*WORK INSTRUCTIONS*: Transcribe the material exactly. Images do not belong in the copy.

*SUPPLIED INFORMATION*:
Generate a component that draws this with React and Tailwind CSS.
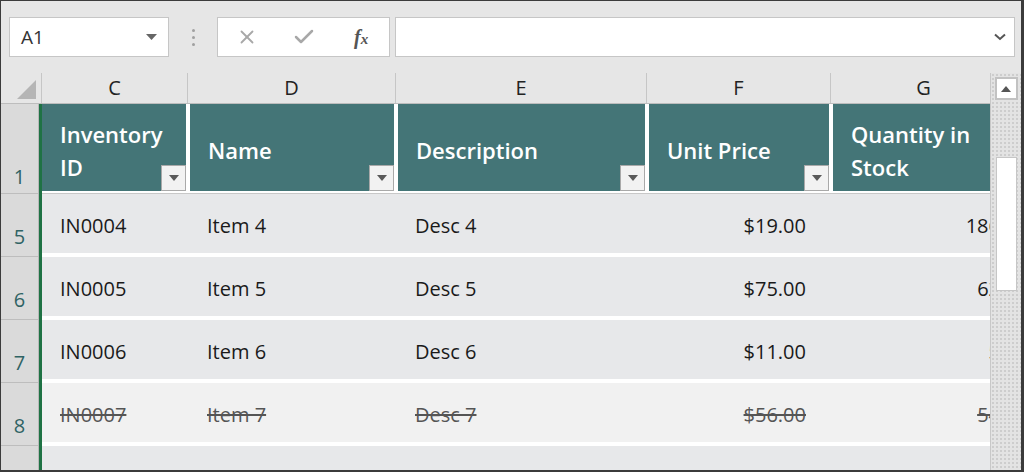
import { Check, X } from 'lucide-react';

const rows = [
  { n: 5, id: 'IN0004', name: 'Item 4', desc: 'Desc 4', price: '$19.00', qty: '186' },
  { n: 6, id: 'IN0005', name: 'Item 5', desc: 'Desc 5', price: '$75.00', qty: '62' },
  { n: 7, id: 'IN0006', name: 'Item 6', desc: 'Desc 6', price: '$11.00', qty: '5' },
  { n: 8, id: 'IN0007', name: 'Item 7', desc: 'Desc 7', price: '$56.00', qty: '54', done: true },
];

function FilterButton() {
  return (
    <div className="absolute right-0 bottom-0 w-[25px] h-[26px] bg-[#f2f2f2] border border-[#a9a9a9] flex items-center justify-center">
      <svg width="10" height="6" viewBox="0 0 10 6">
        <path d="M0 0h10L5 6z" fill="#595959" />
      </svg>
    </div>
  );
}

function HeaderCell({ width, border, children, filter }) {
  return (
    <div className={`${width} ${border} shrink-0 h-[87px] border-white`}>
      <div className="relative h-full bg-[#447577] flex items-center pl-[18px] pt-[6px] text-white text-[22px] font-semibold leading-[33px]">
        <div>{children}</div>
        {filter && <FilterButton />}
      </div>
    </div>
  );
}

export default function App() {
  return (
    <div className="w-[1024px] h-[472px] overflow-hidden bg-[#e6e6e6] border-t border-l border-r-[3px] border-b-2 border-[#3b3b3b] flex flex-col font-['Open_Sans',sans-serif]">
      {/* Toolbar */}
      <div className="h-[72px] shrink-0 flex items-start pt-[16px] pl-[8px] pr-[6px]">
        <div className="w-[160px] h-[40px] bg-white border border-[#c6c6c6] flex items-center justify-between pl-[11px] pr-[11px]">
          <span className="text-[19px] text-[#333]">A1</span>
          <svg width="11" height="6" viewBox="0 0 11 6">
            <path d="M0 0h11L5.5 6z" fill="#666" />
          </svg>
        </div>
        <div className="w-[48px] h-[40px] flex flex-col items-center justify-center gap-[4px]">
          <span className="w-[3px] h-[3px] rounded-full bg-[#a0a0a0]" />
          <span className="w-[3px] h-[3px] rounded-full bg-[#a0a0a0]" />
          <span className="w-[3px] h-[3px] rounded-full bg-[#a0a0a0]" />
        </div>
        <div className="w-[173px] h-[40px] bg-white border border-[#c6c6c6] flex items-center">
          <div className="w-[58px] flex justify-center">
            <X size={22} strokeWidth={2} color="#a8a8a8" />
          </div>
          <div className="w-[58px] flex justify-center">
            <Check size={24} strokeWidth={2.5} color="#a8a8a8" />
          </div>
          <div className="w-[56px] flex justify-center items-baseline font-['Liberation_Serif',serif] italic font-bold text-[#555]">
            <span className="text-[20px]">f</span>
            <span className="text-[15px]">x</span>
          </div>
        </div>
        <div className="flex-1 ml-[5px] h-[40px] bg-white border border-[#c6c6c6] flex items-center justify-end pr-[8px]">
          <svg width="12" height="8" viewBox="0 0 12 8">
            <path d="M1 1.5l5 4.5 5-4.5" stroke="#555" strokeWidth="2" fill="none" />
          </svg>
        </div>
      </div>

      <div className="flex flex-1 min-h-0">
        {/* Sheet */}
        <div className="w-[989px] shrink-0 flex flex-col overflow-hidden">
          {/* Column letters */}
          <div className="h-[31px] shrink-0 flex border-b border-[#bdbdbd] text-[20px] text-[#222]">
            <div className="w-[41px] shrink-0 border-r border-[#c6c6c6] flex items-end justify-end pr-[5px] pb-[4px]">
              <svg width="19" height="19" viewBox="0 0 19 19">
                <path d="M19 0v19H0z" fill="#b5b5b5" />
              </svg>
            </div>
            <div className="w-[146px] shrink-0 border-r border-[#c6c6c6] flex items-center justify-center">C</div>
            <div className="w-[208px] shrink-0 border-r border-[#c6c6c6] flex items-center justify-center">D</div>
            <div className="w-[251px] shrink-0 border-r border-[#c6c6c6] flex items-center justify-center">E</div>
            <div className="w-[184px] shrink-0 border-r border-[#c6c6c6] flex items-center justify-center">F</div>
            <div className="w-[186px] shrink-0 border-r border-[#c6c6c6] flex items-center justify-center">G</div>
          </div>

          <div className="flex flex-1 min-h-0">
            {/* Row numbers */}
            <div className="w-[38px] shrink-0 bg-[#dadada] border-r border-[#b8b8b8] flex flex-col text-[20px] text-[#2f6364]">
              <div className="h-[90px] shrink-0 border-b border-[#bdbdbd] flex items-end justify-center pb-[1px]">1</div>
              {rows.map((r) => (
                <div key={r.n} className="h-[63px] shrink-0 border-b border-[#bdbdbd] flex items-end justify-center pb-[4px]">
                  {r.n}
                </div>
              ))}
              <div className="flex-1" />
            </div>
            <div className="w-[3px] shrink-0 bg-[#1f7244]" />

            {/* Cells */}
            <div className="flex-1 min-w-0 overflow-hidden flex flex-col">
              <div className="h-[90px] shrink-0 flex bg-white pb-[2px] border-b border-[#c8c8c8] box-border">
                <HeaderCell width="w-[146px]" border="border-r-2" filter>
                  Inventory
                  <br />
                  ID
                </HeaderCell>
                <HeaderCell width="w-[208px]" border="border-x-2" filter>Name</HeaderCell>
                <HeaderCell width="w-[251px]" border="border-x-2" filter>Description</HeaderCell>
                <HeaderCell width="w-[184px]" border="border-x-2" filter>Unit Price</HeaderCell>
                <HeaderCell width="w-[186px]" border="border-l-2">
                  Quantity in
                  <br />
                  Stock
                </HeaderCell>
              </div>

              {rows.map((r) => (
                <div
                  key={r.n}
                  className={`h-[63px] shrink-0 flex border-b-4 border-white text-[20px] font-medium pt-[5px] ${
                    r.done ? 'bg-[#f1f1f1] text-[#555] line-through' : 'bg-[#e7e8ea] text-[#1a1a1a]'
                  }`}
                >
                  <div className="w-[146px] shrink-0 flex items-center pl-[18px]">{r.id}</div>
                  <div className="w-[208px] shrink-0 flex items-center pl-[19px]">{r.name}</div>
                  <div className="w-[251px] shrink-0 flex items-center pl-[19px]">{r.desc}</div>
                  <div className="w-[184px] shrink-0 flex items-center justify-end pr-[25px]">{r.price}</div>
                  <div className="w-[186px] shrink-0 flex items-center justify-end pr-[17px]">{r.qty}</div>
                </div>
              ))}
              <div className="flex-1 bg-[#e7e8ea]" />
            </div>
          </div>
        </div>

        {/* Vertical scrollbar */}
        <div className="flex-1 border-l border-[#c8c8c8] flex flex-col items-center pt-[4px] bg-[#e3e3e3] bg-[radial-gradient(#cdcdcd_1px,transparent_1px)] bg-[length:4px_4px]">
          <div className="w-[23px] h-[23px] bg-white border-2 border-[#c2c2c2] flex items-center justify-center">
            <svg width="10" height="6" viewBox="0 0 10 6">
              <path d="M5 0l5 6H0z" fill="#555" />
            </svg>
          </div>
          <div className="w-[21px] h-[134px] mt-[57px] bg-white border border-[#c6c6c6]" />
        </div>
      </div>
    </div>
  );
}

*COMPLETE OUTPUT*:
Generate a component that draws this with React and Tailwind CSS.
import { Check, X } from 'lucide-react';

const rows = [
  { n: 5, id: 'IN0004', name: 'Item 4', desc: 'Desc 4', price: '$19.00', qty: '186' },
  { n: 6, id: 'IN0005', name: 'Item 5', desc: 'Desc 5', price: '$75.00', qty: '62' },
  { n: 7, id: 'IN0006', name: 'Item 6', desc: 'Desc 6', price: '$11.00', qty: '5' },
  { n: 8, id: 'IN0007', name: 'Item 7', desc: 'Desc 7', price: '$56.00', qty: '54', done: true },
];

function FilterButton() {
  return (
    <div className="absolute right-0 bottom-0 w-[25px] h-[26px] bg-[#f2f2f2] border border-[#a9a9a9] flex items-center justify-center">
      <svg width="10" height="6" viewBox="0 0 10 6">
        <path d="M0 0h10L5 6z" fill="#595959" />
      </svg>
    </div>
  );
}

function HeaderCell({ width, border, children, filter }) {
  return (
    <div className={`${width} ${border} shrink-0 h-[87px] border-white`}>
      <div className="relative h-full bg-[#447577] flex items-center pl-[18px] pt-[6px] text-white text-[22px] font-semibold leading-[33px]">
        <div>{children}</div>
        {filter && <FilterButton />}
      </div>
    </div>
  );
}

export default function App() {
  return (
    <div className="w-[1024px] h-[472px] overflow-hidden bg-[#e6e6e6] border-t border-l border-r-[3px] border-b-2 border-[#3b3b3b] flex flex-col font-['Open_Sans',sans-serif]">
      {/* Toolbar */}
      <div className="h-[72px] shrink-0 flex items-start pt-[16px] pl-[8px] pr-[6px]">
        <div className="w-[160px] h-[40px] bg-white border border-[#c6c6c6] flex items-center justify-between pl-[11px] pr-[11px]">
          <span className="text-[19px] text-[#333]">A1</span>
          <svg width="11" height="6" viewBox="0 0 11 6">
            <path d="M0 0h11L5.5 6z" fill="#666" />
          </svg>
        </div>
        <div className="w-[48px] h-[40px] flex flex-col items-center justify-center gap-[4px]">
          <span className="w-[3px] h-[3px] rounded-full bg-[#a0a0a0]" />
          <span className="w-[3px] h-[3px] rounded-full bg-[#a0a0a0]" />
          <span className="w-[3px] h-[3px] rounded-full bg-[#a0a0a0]" />
        </div>
        <div className="w-[173px] h-[40px] bg-white border border-[#c6c6c6] flex items-center">
          <div className="w-[58px] flex justify-center">
            <X size={22} strokeWidth={2} color="#a8a8a8" />
          </div>
          <div className="w-[58px] flex justify-center">
            <Check size={24} strokeWidth={2.5} color="#a8a8a8" />
          </div>
          <div className="w-[56px] flex justify-center items-baseline font-['Liberation_Serif',serif] italic font-bold text-[#555]">
            <span className="text-[20px]">f</span>
            <span className="text-[15px]">x</span>
          </div>
        </div>
        <div className="flex-1 ml-[5px] h-[40px] bg-white border border-[#c6c6c6] flex items-center justify-end pr-[8px]">
          <svg width="12" height="8" viewBox="0 0 12 8">
            <path d="M1 1.5l5 4.5 5-4.5" stroke="#555" strokeWidth="2" fill="none" />
          </svg>
        </div>
      </div>

      <div className="flex flex-1 min-h-0">
        {/* Sheet */}
        <div className="w-[989px] shrink-0 flex flex-col overflow-hidden">
          {/* Column letters */}
          <div className="h-[31px] shrink-0 flex border-b border-[#bdbdbd] text-[20px] text-[#222]">
            <div className="w-[41px] shrink-0 border-r border-[#c6c6c6] flex items-end justify-end pr-[5px] pb-[4px]">
              <svg width="19" height="19" viewBox="0 0 19 19">
                <path d="M19 0v19H0z" fill="#b5b5b5" />
              </svg>
            </div>
            <div className="w-[146px] shrink-0 border-r border-[#c6c6c6] flex items-center justify-center">C</div>
            <div className="w-[208px] shrink-0 border-r border-[#c6c6c6] flex items-center justify-center">D</div>
            <div className="w-[251px] shrink-0 border-r border-[#c6c6c6] flex items-center justify-center">E</div>
            <div className="w-[184px] shrink-0 border-r border-[#c6c6c6] flex items-center justify-center">F</div>
            <div className="w-[186px] shrink-0 border-r border-[#c6c6c6] flex items-center justify-center">G</div>
          </div>

          <div className="flex flex-1 min-h-0">
            {/* Row numbers */}
            <div className="w-[38px] shrink-0 bg-[#dadada] border-r border-[#b8b8b8] flex flex-col text-[20px] text-[#2f6364]">
              <div className="h-[90px] shrink-0 border-b border-[#bdbdbd] flex items-end justify-center pb-[1px]">1</div>
              {rows.map((r) => (
                <div key={r.n} className="h-[63px] shrink-0 border-b border-[#bdbdbd] flex items-end justify-center pb-[4px]">
                  {r.n}
                </div>
              ))}
              <div className="flex-1" />
            </div>
            <div className="w-[3px] shrink-0 bg-[#1f7244]" />

            {/* Cells */}
            <div className="flex-1 min-w-0 overflow-hidden flex flex-col">
              <div className="h-[90px] shrink-0 flex bg-white pb-[2px] border-b border-[#c8c8c8] box-border">
                <HeaderCell width="w-[146px]" border="border-r-2" filter>
                  Inventory
                  <br />
                  ID
                </HeaderCell>
                <HeaderCell width="w-[208px]" border="border-x-2" filter>Name</HeaderCell>
                <HeaderCell width="w-[251px]" border="border-x-2" filter>Description</HeaderCell>
                <HeaderCell width="w-[184px]" border="border-x-2" filter>Unit Price</HeaderCell>
                <HeaderCell width="w-[186px]" border="border-l-2">
                  Quantity in
                  <br />
                  Stock
                </HeaderCell>
              </div>

              {rows.map((r) => (
                <div
                  key={r.n}
                  className={`h-[63px] shrink-0 flex border-b-4 border-white text-[20px] font-medium pt-[5px] ${
                    r.done ? 'bg-[#f1f1f1] text-[#555] line-through' : 'bg-[#e7e8ea] text-[#1a1a1a]'
                  }`}
                >
                  <div className="w-[146px] shrink-0 flex items-center pl-[18px]">{r.id}</div>
                  <div className="w-[208px] shrink-0 flex items-center pl-[19px]">{r.name}</div>
                  <div className="w-[251px] shrink-0 flex items-center pl-[19px]">{r.desc}</div>
                  <div className="w-[184px] shrink-0 flex items-center justify-end pr-[25px]">{r.price}</div>
                  <div className="w-[186px] shrink-0 flex items-center justify-end pr-[17px]">{r.qty}</div>
                </div>
              ))}
              <div className="flex-1 bg-[#e7e8ea]" />
            </div>
          </div>
        </div>

        {/* Vertical scrollbar */}
        <div className="flex-1 border-l border-[#c8c8c8] flex flex-col items-center pt-[4px] bg-[#e3e3e3] bg-[radial-gradient(#cdcdcd_1px,transparent_1px)] bg-[length:4px_4px]">
          <div className="w-[23px] h-[23px] bg-white border-2 border-[#c2c2c2] flex items-center justify-center">
            <svg width="10" height="6" viewBox="0 0 10 6">
              <path d="M5 0l5 6H0z" fill="#555" />
            </svg>
          </div>
          <div className="w-[21px] h-[134px] mt-[57px] bg-white border border-[#c6c6c6]" />
        </div>
      </div>
    </div>
  );
}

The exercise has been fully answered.